A group of doctors and nurses is urging the Ontario government to ban an agricultural pesticide blamed for the deaths of bees and other insect pollinators.

The Canadian Association of Physicians for the Environment and the Registered Nurses' Association of Ontario are placing advertisements in Toronto's subway system, warning "neonic pesticides hurt our bees and us." In the ads, a young boy is gazing sadly upon a dead bee.

Gideon Forman, executive director of the Canadian Association of Physicians for the Environment, said the neonicotinoid insecticides used to grow corn, canola and other crops are a "major threat to both nature and people."

"For the first time, we've got doctors and nurses standing together and saying we've got to ban these substances. I think it's unprecedented, this level of health professionals' concern," Mr. Forman said.

The doctors' group is the campaign's main funder, with contributions from David Suzuki Foundation and Ontario Nature.

Neonics, which are temporarily banned in Europe, make the crops toxic to field pests such as worms and grubs, but also bees, butterflies and other beneficial pollinators.
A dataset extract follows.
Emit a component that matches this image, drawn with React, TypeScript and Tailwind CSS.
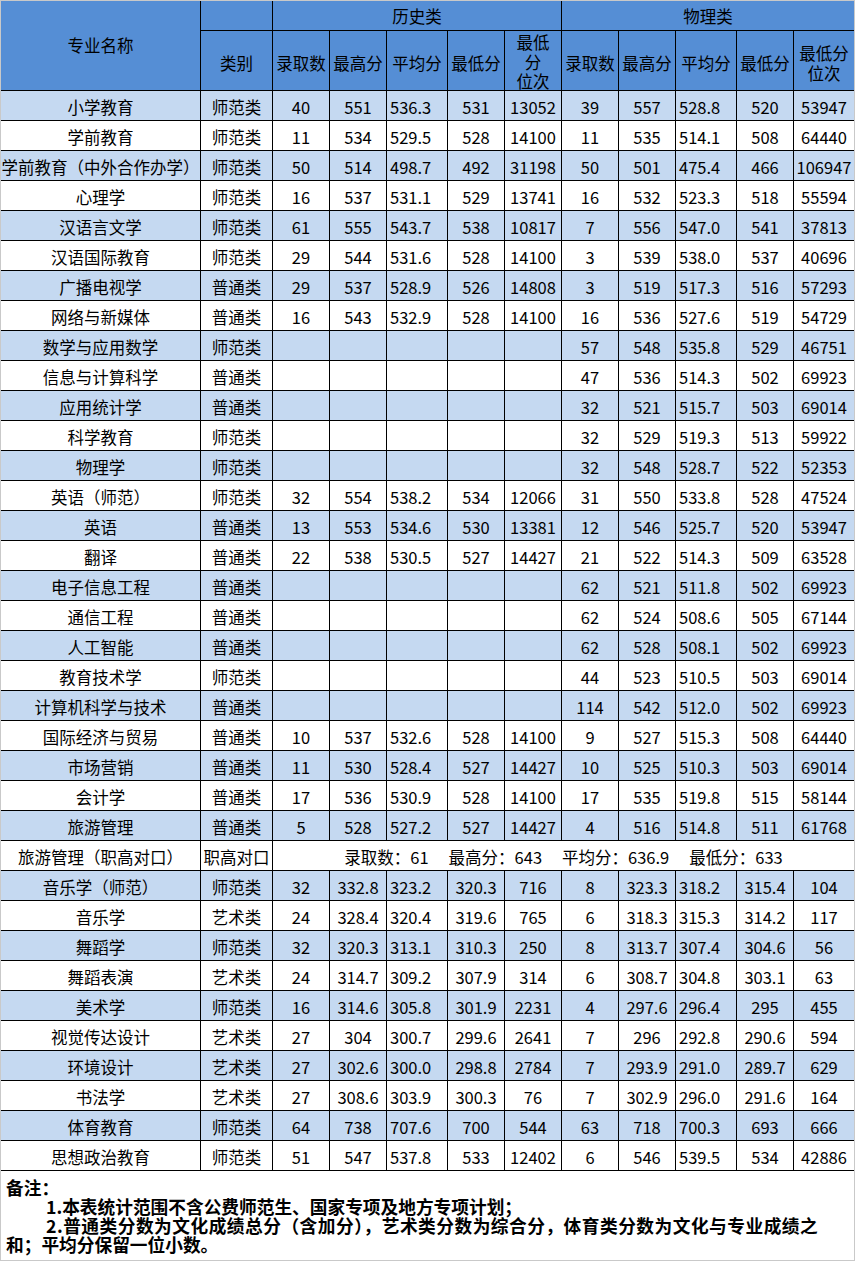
import React from 'react';

type Row = {
  name: string;
  kind: string;
  h: string[] | null;
  p: string[];
};

const rows: Row[] = [
  { name: '小学教育', kind: '师范类', h: ['40', '551', '536.3', '531', '13052'], p: ['39', '557', '528.8', '520', '53947'] },
  { name: '学前教育', kind: '师范类', h: ['11', '534', '529.5', '528', '14100'], p: ['11', '535', '514.1', '508', '64440'] },
  { name: '学前教育（中外合作办学）', kind: '师范类', h: ['50', '514', '498.7', '492', '31198'], p: ['50', '501', '475.4', '466', '106947'] },
  { name: '心理学', kind: '师范类', h: ['16', '537', '531.1', '529', '13741'], p: ['16', '532', '523.3', '518', '55594'] },
  { name: '汉语言文学', kind: '师范类', h: ['61', '555', '543.7', '538', '10817'], p: ['7', '556', '547.0', '541', '37813'] },
  { name: '汉语国际教育', kind: '师范类', h: ['29', '544', '531.6', '528', '14100'], p: ['3', '539', '538.0', '537', '40696'] },
  { name: '广播电视学', kind: '普通类', h: ['29', '537', '528.9', '526', '14808'], p: ['3', '519', '517.3', '516', '57293'] },
  { name: '网络与新媒体', kind: '普通类', h: ['16', '543', '532.9', '528', '14100'], p: ['16', '536', '527.6', '519', '54729'] },
  { name: '数学与应用数学', kind: '师范类', h: null, p: ['57', '548', '535.8', '529', '46751'] },
  { name: '信息与计算科学', kind: '普通类', h: null, p: ['47', '536', '514.3', '502', '69923'] },
  { name: '应用统计学', kind: '普通类', h: null, p: ['32', '521', '515.7', '503', '69014'] },
  { name: '科学教育', kind: '师范类', h: null, p: ['32', '529', '519.3', '513', '59922'] },
  { name: '物理学', kind: '师范类', h: null, p: ['32', '548', '528.7', '522', '52353'] },
  { name: '英语（师范）', kind: '师范类', h: ['32', '554', '538.2', '534', '12066'], p: ['31', '550', '533.8', '528', '47524'] },
  { name: '英语', kind: '普通类', h: ['13', '553', '534.6', '530', '13381'], p: ['12', '546', '525.7', '520', '53947'] },
  { name: '翻译', kind: '普通类', h: ['22', '538', '530.5', '527', '14427'], p: ['21', '522', '514.3', '509', '63528'] },
  { name: '电子信息工程', kind: '普通类', h: null, p: ['62', '521', '511.8', '502', '69923'] },
  { name: '通信工程', kind: '普通类', h: null, p: ['62', '524', '508.6', '505', '67144'] },
  { name: '人工智能', kind: '普通类', h: null, p: ['62', '528', '508.1', '502', '69923'] },
  { name: '教育技术学', kind: '师范类', h: null, p: ['44', '523', '510.5', '503', '69014'] },
  { name: '计算机科学与技术', kind: '普通类', h: null, p: ['114', '542', '512.0', '502', '69923'] },
  { name: '国际经济与贸易', kind: '普通类', h: ['10', '537', '532.6', '528', '14100'], p: ['9', '527', '515.3', '508', '64440'] },
  { name: '市场营销', kind: '普通类', h: ['11', '530', '528.4', '527', '14427'], p: ['10', '525', '510.3', '503', '69014'] },
  { name: '会计学', kind: '普通类', h: ['17', '536', '530.9', '528', '14100'], p: ['17', '535', '519.8', '515', '58144'] },
  { name: '旅游管理', kind: '普通类', h: ['5', '528', '527.2', '527', '14427'], p: ['4', '516', '514.8', '511', '61768'] },
  { name: '旅游管理（职高对口）', kind: '职高对口', h: null, p: [] },
  { name: '音乐学（师范）', kind: '师范类', h: ['32', '332.8', '323.2', '320.3', '716'], p: ['8', '323.3', '318.2', '315.4', '104'] },
  { name: '音乐学', kind: '艺术类', h: ['24', '328.4', '320.4', '319.6', '765'], p: ['6', '318.3', '315.3', '314.2', '117'] },
  { name: '舞蹈学', kind: '师范类', h: ['32', '320.3', '313.1', '310.3', '250'], p: ['8', '313.7', '307.4', '304.6', '56'] },
  { name: '舞蹈表演', kind: '艺术类', h: ['24', '314.7', '309.2', '307.9', '314'], p: ['6', '308.7', '304.8', '303.1', '63'] },
  { name: '美术学', kind: '师范类', h: ['16', '314.6', '305.8', '301.9', '2231'], p: ['4', '297.6', '296.4', '295', '455'] },
  { name: '视觉传达设计', kind: '艺术类', h: ['27', '304', '300.7', '299.6', '2641'], p: ['7', '296', '292.8', '290.6', '594'] },
  { name: '环境设计', kind: '艺术类', h: ['27', '302.6', '300.0', '298.8', '2784'], p: ['7', '293.9', '291.0', '289.7', '629'] },
  { name: '书法学', kind: '艺术类', h: ['27', '308.6', '303.9', '300.3', '76'], p: ['7', '302.9', '296.0', '291.6', '164'] },
  { name: '体育教育', kind: '师范类', h: ['64', '738', '707.6', '700', '544'], p: ['63', '718', '700.3', '693', '666'] },
  { name: '思想政治教育', kind: '师范类', h: ['51', '547', '537.8', '533', '12402'], p: ['6', '546', '539.5', '534', '42886'] },
];

const head = 'bg-[#558ED5] flex items-center justify-center text-center';
const sub = ['录取数', '最高分', '平均分', '最低分'];

function Cells({ vals, bg }: { vals: string[] | null; bg: string }) {
  const list = vals ?? ['', '', '', '', ''];
  return (
    <>
      {list.map((v, i) => (
        <div
          key={i}
          className={`${bg} h-[29px] flex items-center pt-[3px] whitespace-nowrap ${i === 2 ? 'justify-start pl-[3px]' : 'justify-center'}`}
        >
          {v}
        </div>
      ))}
    </>
  );
}

export default function App() {
  return (
    <div className="w-[855px] h-[1261px] border border-[#c9c9c9] bg-white text-black font-['Noto_Sans_CJK_SC',sans-serif] text-[16.5px] leading-[20px] overflow-hidden">
      <div className="grid grid-cols-[199px_71px_56px_56px_60px_56px_56px_56px_56px_60px_56px_60px] gap-px bg-black">
        {/* header */}
        <div className={`${head} row-span-2 pb-[2px]`}>专业名称</div>
        <div className="bg-[#558ED5] h-[29px]" />
        <div className={`${head} col-span-5 h-[29px] pt-[1px]`}>历史类</div>
        <div className={`${head} col-span-5 h-[29px] pt-[1px]`}>物理类</div>

        <div className={`${head} h-[59px] pt-[4px]`}>类别</div>
        {sub.map((s) => (
          <div key={'h' + s} className={`${head} h-[59px] pt-[4px] whitespace-nowrap`}>{s}</div>
        ))}
        <div className={`${head} h-[59px] pt-[4px] leading-[19.5px]`}>
          最低<br />分<br />位次
        </div>
        {sub.map((s) => (
          <div key={'p' + s} className={`${head} h-[59px] pt-[4px] whitespace-nowrap`}>{s}</div>
        ))}
        <div className={`${head} h-[59px] pt-[4px] leading-[20px]`}>
          最低分<br />位次
        </div>

        {/* body */}
        {rows.map((r, i) => {
          const bg = i % 2 === 0 ? 'bg-[#C5D9F1]' : 'bg-white';
          const base = `${bg} h-[29px] flex items-center justify-center pt-[3px] whitespace-nowrap`;
          if (r.kind === '职高对口') {
            return (
              <React.Fragment key={r.name}>
                <div className={base}>{r.name}</div>
                <div className={base}>{r.kind}</div>
                <div className={`${base} col-span-10 gap-[20px]`}>
                  <span>录取数：61</span>
                  <span>最高分：643</span>
                  <span>平均分：636.9</span>
                  <span>最低分：633</span>
                </div>
              </React.Fragment>
            );
          }
          return (
            <React.Fragment key={r.name}>
              <div className={base}>{r.name}</div>
              <div className={base}>{r.kind}</div>
              <Cells vals={r.h} bg={bg} />
              <Cells vals={r.p} bg={bg} />
            </React.Fragment>
          );
        })}
      </div>

      {/* notes */}
      <div className="border-t border-black h-[90px] pt-[7px] pl-[5px] text-[17.7px] font-bold leading-[19px]">
        <div>备注：</div>
        <div className="pl-[40px]">1.本表统计范围不含公费师范生、国家专项及地方专项计划；</div>
        <div className="pl-[40px] whitespace-nowrap tracking-[0.5px]">2.普通类分数为文化成绩总分（含加分），艺术类分数为综合分，体育类分数为文化与专业成绩之</div>
        <div>和；平均分保留一位小数。</div>
      </div>
    </div>
  );
}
Farmers say neonics, which have become widely used in the past decade, are safer for people and the environment than older chemicals. The chemical companies that sell seeds coated with neonics say they are safe when used as directed.

But neonics are said to be partly to blame for the rise in bee mortality rates in several countries, worsening the effects of viruses, mites and long winters.

The Ontario government is about to unveil regulations or a permit system for the use of neonics that will go into effect next year.

Mr. Forman said the Ontario government should go further and ban the pesticides.

"Minimally there should be a moratorium for a couple years," Mr. Forman said. "But ultimately we think we need to be banning them. All the science that we've looked at … really strongly suggest that these are very toxic to a range of pollinators."

As Ontario gets set to outline the new restrictions on neonics, a coalition of agriculture groups is mounting a campaign of its own, warning new regulations on farming practices will drive farmers out of the province and reduce food production.

"An unpredictable regulatory system that responds to emotion and activist pressure is going to create an environment in this province that's going to restrict agriculture investment and growth for the industry," said Henry van Ankum, chairman of the Grain Farmers of Ontario, which is one of the groups in the coalition that includes Ontario Pork and Ontario Fruit & Vegetable Growers Association.

Ontario's Environmental Commissioner Gord Miller last month said neonics are a serious threat to bees and other pollinators, and likened the chemicals to DDT, a pesticide that was phased out in the 1970s for its devastating environmental impact.

The European Food Safety Authority said last year two neonics, acetamiprid and imidacloprid, may adversely affect the development of the human brain, and acceptable exposure levels for the chemicals should be reduced.

"Neonics are neurotoxins, so it's not surprising there could be some adverse effects for human brain development," Mr. Forman said.

But the report that caused the greatest stir was published in July of this year. A team of researchers known as the Task Force on Systemic Pesticides looked at 800 peer-reviewed studies published over 20 years and concluded the negative effects of neonics are turning up in everything from ground water to worms and birds.

"We are witnessing a threat to the productivity of our natural and farmed environment equivalent to that posed by organophosphates or DDT," said Dr. Jean-Marc Bonmatin, one of the lead authors of the report. "Far from protecting food production, the use of neonics is threatening the very infrastructure which enables it, imperilling the pollinators, habitat engineers and natural pest controllers at the heart of a functioning ecosystem."